Ao final, contrariando todos os pontos levantados pelo relator, o revisor decidiu - com aval da maioria - que as falhas administrativas, as contratações indevidas e as despesas incompatíveis com os objetivos institucionais da entidade teriam origem na falta de normas para acompanhar o relacionamento entre o Senar e o sistema confederativo. O argumento da ausência de norma do qual Múcio se valeu também isentou de responsabilidade os executivos da Faesp, abrindo perigoso precedente para o gasto de dinheiro público por federações. Enquanto o papel do revisor é aprimorar o relatório, com a sugestão de ressalvas ao texto principal, o caso da Faesp surpreende pela diferença entre as avaliações do revisor e do relator. Tudo graças à hábil defesa apresentada pelos advogados, já na etapa dos recursos. À época, também era sócio de Cedraz o ex-deputado Sérgio Tourinho Dantas, primo do banqueiro Daniel Dantas e aliado histórico de Antonio Carlos Magalhães. 

O ministro Aroldo Cedraz, por sinal, foi indicado por ACM ao posto no TCU.

Segundo consta do próprio acórdão com o TCU, o advogado da entidade era um dos sócios de Cedraz, Romildo Peixoto Júnior. Para outros processos que não os do TCU, em especial os que tramitam no Conselho Administrativo de Defesa Econômica (Cade), o defensor da Faesp continua sendo o próprio Cedraz. Já a relação da Federação com o TCU manteve-se sempre azeitada. A tal ponto que, no ano passado, Fábio de Salles Meirelles foi agraciado com honraria auferida a poucos brasileiros: o Grande-Colar do Mérito do Tribunal de Contas da União. Ao entregá-lo, o ministro Múcio enalteceu os feitos do empresário. "É um daqueles empreendedores que, no dia a dia, se arriscam no competitivo e essencial ramo do agronegócio para que todos nós tenhamos nossas mesas abastecidas".

Já Cedraz, que concilia as funções de advogado e assessor jurídico do partido Solidariedade - o qual ajudou a fundar - talvez tenha de dar uma pausa em seus feitos. Enquanto a PF chafurda em seus negócios, o bacharel pode ter de explicar situações mal contadas do passado, como ter sido citado na Operação Vaucher, da PF, que apurou fraudes no Ministério do Turismo e derrubou o então ministro Pedro Novais. Polivalente, o jovem também atua na área de contratos em operações de cifras nada desprezíveis.
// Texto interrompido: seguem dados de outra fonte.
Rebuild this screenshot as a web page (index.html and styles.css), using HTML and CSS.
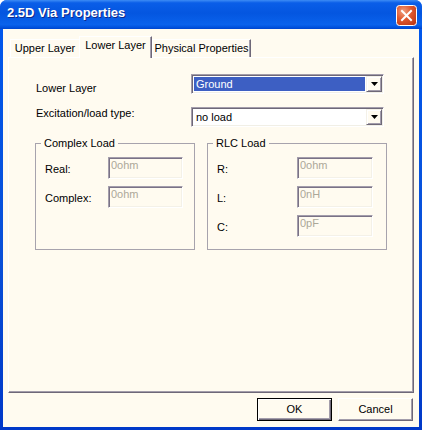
FILE: index.html
```html
<!DOCTYPE html>
<html lang="en">
<head>
    <meta charset="UTF-8">
    <title>2.5D Via Properties</title>
    <link rel="stylesheet" href="styles.css">
</head>
<body>
    <div class="window">
        <div class="titlebar">
            <span class="title">2.5D Via Properties</span>
            <span class="close">
                <svg width="21" height="21" viewBox="0 0 21 21">
                    <defs>
                        <radialGradient id="closeFill" cx="35%" cy="30%" r="80%">
                            <stop offset="0" stop-color="#f0a080"/>
                            <stop offset="0.5" stop-color="#e0582e"/>
                            <stop offset="1" stop-color="#c03a18"/>
                        </radialGradient>
                    </defs>
                    <rect x="0.5" y="0.5" width="20" height="20" rx="3" fill="url(#closeFill)" stroke="#fff"/>
                    <path d="M6 6 L15 15 M15 6 L6 15" stroke="#fff" stroke-width="2" stroke-linecap="square"/>
                </svg>
            </span>
        </div>
        <div class="client">
            <div class="tabs">
                <div class="tab tab-upper">Upper Layer</div>
                <div class="tab tab-lower active">Lower Layer</div>
                <div class="tab tab-phys">Physical Properties</div>
            </div>
            <div class="panel">
                <div class="field-row">
                    <span class="field-label label-layer">Lower Layer</span>
                    <div class="combo">
                        <span class="combo-value selected">Ground</span>
                        <span class="combo-btn"><svg width="7" height="4" viewBox="0 0 7 4"><polygon points="0,0 7,0 3.5,4" fill="#000"/></svg></span>
                    </div>
                </div>
                <div class="field-row">
                    <span class="field-label">Excitation/load type:</span>
                    <div class="combo">
                        <span class="combo-value">no load</span>
                        <span class="combo-btn"><svg width="7" height="4" viewBox="0 0 7 4"><polygon points="0,0 7,0 3.5,4" fill="#000"/></svg></span>
                    </div>
                </div>
                <div class="groups">
                    <div class="group group-complex">
                        <div class="group-title">Complex Load</div>
                        <div class="group-row">
                            <span class="group-label">Real:</span>
                            <span class="edit">0ohm</span>
                        </div>
                        <div class="group-row">
                            <span class="group-label">Complex:</span>
                            <span class="edit">0ohm</span>
                        </div>
                    </div>
                    <div class="group group-rlc">
                        <div class="group-title">RLC Load</div>
                        <div class="group-row">
                            <span class="group-label">R:</span>
                            <span class="edit">0ohm</span>
                        </div>
                        <div class="group-row">
                            <span class="group-label">L:</span>
                            <span class="edit">0nH</span>
                        </div>
                        <div class="group-row">
                            <span class="group-label">C:</span>
                            <span class="edit">0pF</span>
                        </div>
                    </div>
                </div>
            </div>
            <div class="buttons">
                <div class="btn btn-default">OK</div>
                <div class="btn">Cancel</div>
            </div>
        </div>
    </div>
</body>
</html>
```

FILE: styles.css
```css
/* Reset default styles */
body, html, div {
    margin: 0;
    padding: 0;
}

body {
    background: #fff;
    font-family: "Liberation Sans", Arial, sans-serif;
    font-size: 11px;
    line-height: 13px;
    color: #000;
}

.window {
    width: 422px;
    height: 430px;
    display: flex;
    flex-direction: column;
    background: linear-gradient(to bottom, #0058ee, #0a50d8 60%, #0038c8);
    border-radius: 7px 7px 0 0;
    overflow: hidden;
}

.titlebar {
    height: 29px;
    flex: none;
    display: flex;
    align-items: flex-start;
    justify-content: space-between;
    padding: 0 5px 0 7px;
    background: linear-gradient(to bottom, #3d8cf5 0%, #0a5ee8 10%, #0456e0 45%, #0a62ec 85%, #0050dc 95%, #0044cc 100%);
}

.title {
    margin-top: 5px;
    font-size: 13px;
    line-height: 16px;
    font-weight: bold;
    color: #fff;
    text-shadow: 1px 1px #0f2a8c;
}

.close {
    margin-top: 5px;
    width: 21px;
    height: 21px;
}

.close svg {
    display: block;
}

.client {
    flex: 1;
    margin: 0 3px 3px;
    padding: 7px 5px 6px;
    background: #fffbf0;
    display: flex;
    flex-direction: column;
}

/* Tabs */
.tabs {
    display: flex;
    align-items: flex-end;
    height: 21px;
    padding-left: 2px;
}

.tab {
    box-sizing: border-box;
    height: 18px;
    padding-top: 2px;
    text-align: center;
    background: #fffbf0;
    border-top: 1px solid #fff;
    border-left: 1px solid #fff;
}

.tab-upper {
    width: 69px;
}

.tab-lower {
    width: 73px;
}

.tab-phys {
    width: 99px;
    border-right: 1px solid #6e6878;
    box-shadow: inset -1px 0 #a39dab;
}

.tab.active {
    position: relative;
    z-index: 1;
    height: 22px;
    margin-bottom: -1px;
    border-right: 1px solid #6e6878;
    box-shadow: inset -1px 0 #a39dab;
}

.panel {
    box-sizing: border-box;
    height: 336px;
    padding: 16px 0 0 27px;
    border-top: 1px solid #fff;
    border-left: 1px solid #fff;
    border-right: 1px solid #6e6878;
    border-bottom: 1px solid #6e6878;
    box-shadow: inset -1px -1px #a39dab;
}

/* Top fields */
.field-row {
    display: flex;
    align-items: flex-start;
    height: 20px;
}

.field-row + .field-row {
    margin-top: 13px;
}

.field-label {
    width: 155px;
}

.label-layer {
    padding-top: 8px;
}

.combo {
    box-sizing: border-box;
    width: 193px;
    height: 20px;
    display: flex;
    background: #fff;
    border: 1px solid;
    border-color: #a39dab #fff #fff #a39dab;
    box-shadow: inset 1px 1px #6e6878, inset -1px -1px #f1efe6;
    padding: 1px;
}

.combo-value {
    flex: 1;
    height: 14px;
    margin: 1px 1px 1px 1px;
    padding: 1px 0 0 2px;
    box-sizing: border-box;
    line-height: 13px;
}

.combo-value.selected {
    background: #3d5fc3;
    color: #fff;
}

.combo-btn {
    box-sizing: border-box;
    width: 16px;
    height: 16px;
    display: flex;
    align-items: center;
    justify-content: center;
    background: #fffbf0;
    border: 1px solid;
    border-color: #f4f1e8 #6e6878 #6e6878 #f4f1e8;
    box-shadow: inset 1px 1px #fff, inset -1px -1px #a39dab;
}

.combo-btn svg {
    display: block;
}

/* Group boxes */
.groups {
    display: flex;
    gap: 12px;
    margin: 16px 0 0 -1px;
}

.group {
    box-sizing: border-box;
    height: 107px;
    padding-left: 9px;
    border: 1px solid #a7a3ad;
}

.group-complex {
    width: 160px;
}

.group-rlc {
    width: 180px;
}

.group-title {
    width: fit-content;
    margin: -7px 0 0 -4px;
    padding: 0 3px;
    background: #fffbf0;
}

.group-row {
    display: flex;
    align-items: flex-start;
    height: 22px;
    margin-top: 7px;
}

.group-label {
    padding-top: 6px;
}

.group-complex .group-label {
    width: 63px;
}

.group-rlc .group-label {
    width: 80px;
}

.edit {
    box-sizing: border-box;
    width: 75px;
    height: 22px;
    padding: 1px 2px;
    color: #aca899;
    border: 1px solid;
    border-color: #a39dab #fff #fff #a39dab;
    box-shadow: inset 1px 1px #7a7286, inset -1px -1px #f4f1e8;
}

.group-rlc .edit {
    width: 76px;
}

/* Buttons */
.buttons {
    display: flex;
    justify-content: flex-end;
    gap: 6px;
    margin: 5px 1px 0 0;
}

.btn {
    box-sizing: border-box;
    width: 75px;
    height: 23px;
    display: flex;
    align-items: center;
    justify-content: center;
    border: 1px solid;
    border-color: #fff #6e6878 #6e6878 #fff;
    box-shadow: inset -1px -1px #a39dab;
}

.btn-default {
    border-color: #000;
    box-shadow: inset 1px 1px #fff, inset -1px -1px #6e6878, inset -2px -2px #a39dab;
}
```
Segundo reportagem do jornal O Globo,  publicada em 2013, o escritório de Cedraz ganharia 10 milhões de dólares se concretizasse a venda da refinaria de San Lorenzo, na Argentina, especificamente ao empresário do ramo de cassinos Cristóbal López

Trata-se de uma cláusula contratual à qual a Polícia Federal teve acesso depois de iniciar investigações sobre pagamento de propina na venda da refinaria. Segundo a PF, há indícios de que o empreendimento da Petrobras tenha sido vendido a López abaixo do preço de mercado. Enquanto o empresário havia se disponibilizado a pagar, inicialmente, 50 milhões dólares, o negócio foi fechado por apenas 36 milhões de dólares, em 2010. Cedraz, contudo, negou ao jornal que a cláusula em questão tivesse rendido os tais milhões ao escritório.